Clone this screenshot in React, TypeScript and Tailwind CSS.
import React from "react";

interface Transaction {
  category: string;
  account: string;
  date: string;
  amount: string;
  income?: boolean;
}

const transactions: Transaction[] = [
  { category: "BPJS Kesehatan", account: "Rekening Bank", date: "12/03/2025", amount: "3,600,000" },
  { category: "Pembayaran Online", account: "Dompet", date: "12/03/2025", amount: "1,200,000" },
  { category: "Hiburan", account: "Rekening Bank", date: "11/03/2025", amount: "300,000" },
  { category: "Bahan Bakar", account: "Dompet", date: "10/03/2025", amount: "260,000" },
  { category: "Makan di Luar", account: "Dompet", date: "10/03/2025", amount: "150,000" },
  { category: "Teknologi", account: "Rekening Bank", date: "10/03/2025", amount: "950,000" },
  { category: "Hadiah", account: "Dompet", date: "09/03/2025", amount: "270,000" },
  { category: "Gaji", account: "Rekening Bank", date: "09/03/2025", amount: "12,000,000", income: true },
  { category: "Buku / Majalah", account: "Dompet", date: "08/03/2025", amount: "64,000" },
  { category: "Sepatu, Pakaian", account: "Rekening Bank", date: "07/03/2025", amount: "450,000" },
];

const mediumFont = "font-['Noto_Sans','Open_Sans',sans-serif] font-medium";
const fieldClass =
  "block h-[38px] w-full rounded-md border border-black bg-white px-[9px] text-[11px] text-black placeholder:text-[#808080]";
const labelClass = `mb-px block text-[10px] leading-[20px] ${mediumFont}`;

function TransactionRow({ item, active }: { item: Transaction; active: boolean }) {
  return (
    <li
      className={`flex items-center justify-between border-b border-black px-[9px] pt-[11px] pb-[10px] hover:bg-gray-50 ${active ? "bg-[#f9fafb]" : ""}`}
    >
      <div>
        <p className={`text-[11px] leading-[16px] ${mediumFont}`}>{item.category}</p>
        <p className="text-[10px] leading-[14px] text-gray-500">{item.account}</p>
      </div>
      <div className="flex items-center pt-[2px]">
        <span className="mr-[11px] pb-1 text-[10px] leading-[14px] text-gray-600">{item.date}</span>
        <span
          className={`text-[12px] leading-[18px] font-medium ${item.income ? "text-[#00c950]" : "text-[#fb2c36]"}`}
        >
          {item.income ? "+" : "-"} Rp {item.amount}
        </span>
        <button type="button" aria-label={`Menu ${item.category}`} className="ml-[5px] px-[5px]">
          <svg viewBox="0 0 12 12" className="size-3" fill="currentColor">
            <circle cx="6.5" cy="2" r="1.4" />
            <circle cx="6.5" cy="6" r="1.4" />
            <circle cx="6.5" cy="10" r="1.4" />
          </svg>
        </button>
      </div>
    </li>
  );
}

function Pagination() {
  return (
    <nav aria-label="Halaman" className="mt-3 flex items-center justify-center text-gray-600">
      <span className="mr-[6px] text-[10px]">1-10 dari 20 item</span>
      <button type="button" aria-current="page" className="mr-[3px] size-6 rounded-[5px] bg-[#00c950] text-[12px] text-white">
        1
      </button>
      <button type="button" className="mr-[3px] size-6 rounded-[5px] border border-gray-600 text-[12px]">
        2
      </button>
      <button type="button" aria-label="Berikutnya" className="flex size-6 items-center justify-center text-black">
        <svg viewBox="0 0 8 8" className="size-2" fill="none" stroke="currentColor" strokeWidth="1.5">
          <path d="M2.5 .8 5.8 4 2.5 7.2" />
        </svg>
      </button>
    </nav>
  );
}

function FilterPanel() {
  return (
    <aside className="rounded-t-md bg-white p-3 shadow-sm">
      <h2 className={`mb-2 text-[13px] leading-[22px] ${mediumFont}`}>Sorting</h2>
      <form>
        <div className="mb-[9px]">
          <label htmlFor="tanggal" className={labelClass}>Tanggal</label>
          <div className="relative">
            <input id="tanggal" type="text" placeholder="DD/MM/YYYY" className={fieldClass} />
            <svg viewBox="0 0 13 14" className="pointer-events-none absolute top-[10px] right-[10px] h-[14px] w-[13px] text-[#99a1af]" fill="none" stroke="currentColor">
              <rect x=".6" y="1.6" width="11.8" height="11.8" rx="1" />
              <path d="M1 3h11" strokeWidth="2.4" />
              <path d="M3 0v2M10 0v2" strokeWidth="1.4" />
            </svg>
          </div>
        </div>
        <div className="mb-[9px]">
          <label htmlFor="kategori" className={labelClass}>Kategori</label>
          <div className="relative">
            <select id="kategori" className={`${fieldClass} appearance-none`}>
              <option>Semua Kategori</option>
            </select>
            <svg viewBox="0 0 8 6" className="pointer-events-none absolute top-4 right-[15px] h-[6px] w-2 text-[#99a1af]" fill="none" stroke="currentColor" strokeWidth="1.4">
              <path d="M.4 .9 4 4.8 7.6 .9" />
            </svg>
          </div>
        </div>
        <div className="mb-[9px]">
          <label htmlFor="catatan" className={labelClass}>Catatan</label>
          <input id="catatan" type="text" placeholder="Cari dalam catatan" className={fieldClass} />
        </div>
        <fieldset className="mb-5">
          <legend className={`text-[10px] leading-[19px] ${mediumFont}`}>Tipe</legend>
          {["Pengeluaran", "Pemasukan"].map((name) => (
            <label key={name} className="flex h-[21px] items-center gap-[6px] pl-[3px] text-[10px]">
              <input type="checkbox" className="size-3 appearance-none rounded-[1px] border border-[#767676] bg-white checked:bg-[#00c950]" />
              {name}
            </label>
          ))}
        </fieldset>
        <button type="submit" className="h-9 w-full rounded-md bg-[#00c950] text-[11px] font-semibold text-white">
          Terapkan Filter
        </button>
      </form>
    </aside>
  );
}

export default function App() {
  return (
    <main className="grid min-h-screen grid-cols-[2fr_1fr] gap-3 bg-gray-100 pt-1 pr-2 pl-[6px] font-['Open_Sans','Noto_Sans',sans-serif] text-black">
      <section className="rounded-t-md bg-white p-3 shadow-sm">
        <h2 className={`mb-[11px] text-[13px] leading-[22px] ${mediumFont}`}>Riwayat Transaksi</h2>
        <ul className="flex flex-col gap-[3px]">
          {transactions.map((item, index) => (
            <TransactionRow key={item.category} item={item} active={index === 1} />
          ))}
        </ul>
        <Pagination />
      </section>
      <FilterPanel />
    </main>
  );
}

------------------------------------------------------------

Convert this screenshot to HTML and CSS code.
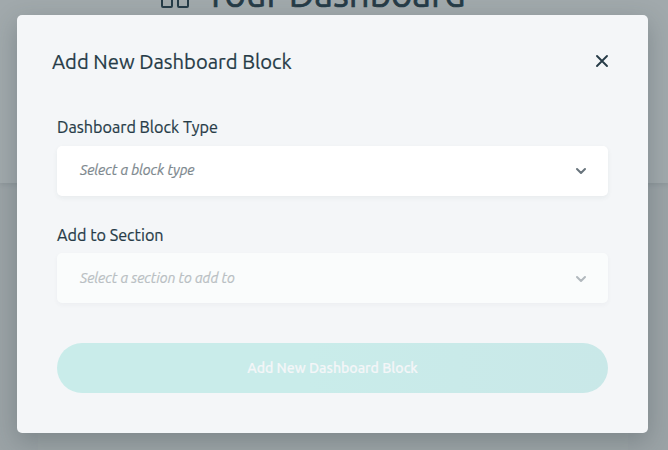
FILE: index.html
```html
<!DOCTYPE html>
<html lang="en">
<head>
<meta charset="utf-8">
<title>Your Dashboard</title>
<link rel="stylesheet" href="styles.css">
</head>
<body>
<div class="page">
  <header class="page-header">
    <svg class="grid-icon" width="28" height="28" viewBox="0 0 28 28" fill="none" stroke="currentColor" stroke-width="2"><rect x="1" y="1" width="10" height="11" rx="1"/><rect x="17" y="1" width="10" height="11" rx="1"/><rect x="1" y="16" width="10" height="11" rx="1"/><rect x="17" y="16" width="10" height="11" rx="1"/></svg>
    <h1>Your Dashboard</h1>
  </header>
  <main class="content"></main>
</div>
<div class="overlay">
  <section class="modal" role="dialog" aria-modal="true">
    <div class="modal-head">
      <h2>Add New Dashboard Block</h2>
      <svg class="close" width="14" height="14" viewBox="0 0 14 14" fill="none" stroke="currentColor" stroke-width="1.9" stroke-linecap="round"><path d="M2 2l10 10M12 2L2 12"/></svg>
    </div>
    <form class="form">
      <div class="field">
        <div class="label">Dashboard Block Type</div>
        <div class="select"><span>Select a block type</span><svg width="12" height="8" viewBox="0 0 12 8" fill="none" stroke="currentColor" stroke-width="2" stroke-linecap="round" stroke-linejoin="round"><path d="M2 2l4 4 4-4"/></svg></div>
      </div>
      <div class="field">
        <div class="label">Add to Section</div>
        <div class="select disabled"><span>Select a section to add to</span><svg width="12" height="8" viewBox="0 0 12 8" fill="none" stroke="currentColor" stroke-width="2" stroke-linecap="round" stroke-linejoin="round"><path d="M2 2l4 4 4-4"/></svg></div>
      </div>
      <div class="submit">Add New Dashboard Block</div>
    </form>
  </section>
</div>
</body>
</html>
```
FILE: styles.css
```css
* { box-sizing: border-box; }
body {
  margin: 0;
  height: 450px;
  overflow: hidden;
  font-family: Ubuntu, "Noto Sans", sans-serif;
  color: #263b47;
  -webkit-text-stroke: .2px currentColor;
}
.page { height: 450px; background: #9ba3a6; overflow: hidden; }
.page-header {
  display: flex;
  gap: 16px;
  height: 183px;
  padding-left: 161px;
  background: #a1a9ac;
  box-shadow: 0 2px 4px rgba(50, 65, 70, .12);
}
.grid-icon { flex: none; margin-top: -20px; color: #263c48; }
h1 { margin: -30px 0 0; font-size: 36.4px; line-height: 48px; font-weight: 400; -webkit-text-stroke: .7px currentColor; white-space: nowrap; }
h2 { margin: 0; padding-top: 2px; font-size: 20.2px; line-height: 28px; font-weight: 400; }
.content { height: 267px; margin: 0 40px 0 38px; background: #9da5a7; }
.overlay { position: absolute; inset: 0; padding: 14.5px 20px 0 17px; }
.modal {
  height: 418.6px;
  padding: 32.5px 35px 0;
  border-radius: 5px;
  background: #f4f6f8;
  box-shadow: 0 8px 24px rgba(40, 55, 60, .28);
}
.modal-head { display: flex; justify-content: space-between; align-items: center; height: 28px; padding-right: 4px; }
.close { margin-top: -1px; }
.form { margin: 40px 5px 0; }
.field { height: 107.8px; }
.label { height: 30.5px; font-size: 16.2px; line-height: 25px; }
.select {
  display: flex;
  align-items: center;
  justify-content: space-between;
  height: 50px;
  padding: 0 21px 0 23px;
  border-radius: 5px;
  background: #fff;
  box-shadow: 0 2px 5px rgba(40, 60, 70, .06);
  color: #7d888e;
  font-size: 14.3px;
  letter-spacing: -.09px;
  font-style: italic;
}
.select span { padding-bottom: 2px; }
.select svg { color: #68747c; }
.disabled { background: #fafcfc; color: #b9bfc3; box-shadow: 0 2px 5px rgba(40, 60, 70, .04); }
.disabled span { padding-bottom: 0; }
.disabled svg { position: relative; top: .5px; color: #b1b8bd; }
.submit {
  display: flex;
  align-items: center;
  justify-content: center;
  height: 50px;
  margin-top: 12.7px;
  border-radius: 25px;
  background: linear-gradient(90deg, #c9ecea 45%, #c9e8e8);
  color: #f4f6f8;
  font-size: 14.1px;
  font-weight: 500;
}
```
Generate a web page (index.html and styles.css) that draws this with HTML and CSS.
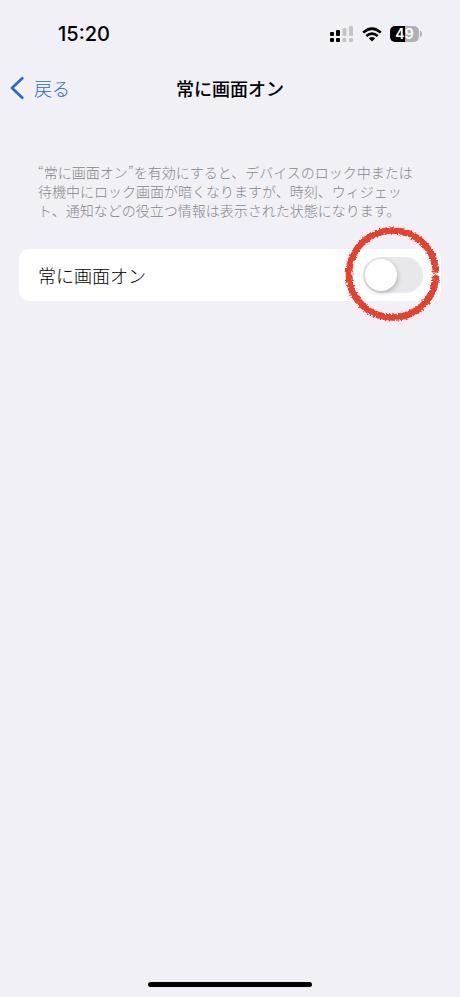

------------------------------------------------------------

Goal of the exercise: Transcribe the lines above from the one with "Clone this screenshot" through the one with "block text-[10px] leading-[20px]". Include both ends and leave out every other line.

Full response:
Clone this screenshot in React, TypeScript and Tailwind CSS.
import React from "react";

interface Transaction {
  category: string;
  account: string;
  date: string;
  amount: string;
  income?: boolean;
}

const transactions: Transaction[] = [
  { category: "BPJS Kesehatan", account: "Rekening Bank", date: "12/03/2025", amount: "3,600,000" },
  { category: "Pembayaran Online", account: "Dompet", date: "12/03/2025", amount: "1,200,000" },
  { category: "Hiburan", account: "Rekening Bank", date: "11/03/2025", amount: "300,000" },
  { category: "Bahan Bakar", account: "Dompet", date: "10/03/2025", amount: "260,000" },
  { category: "Makan di Luar", account: "Dompet", date: "10/03/2025", amount: "150,000" },
  { category: "Teknologi", account: "Rekening Bank", date: "10/03/2025", amount: "950,000" },
  { category: "Hadiah", account: "Dompet", date: "09/03/2025", amount: "270,000" },
  { category: "Gaji", account: "Rekening Bank", date: "09/03/2025", amount: "12,000,000", income: true },
  { category: "Buku / Majalah", account: "Dompet", date: "08/03/2025", amount: "64,000" },
  { category: "Sepatu, Pakaian", account: "Rekening Bank", date: "07/03/2025", amount: "450,000" },
];

const mediumFont = "font-['Noto_Sans','Open_Sans',sans-serif] font-medium";
const fieldClass =
  "block h-[38px] w-full rounded-md border border-black bg-white px-[9px] text-[11px] text-black placeholder:text-[#808080]";
const labelClass = `mb-px block text-[10px] leading-[20px] ${mediumFont}`;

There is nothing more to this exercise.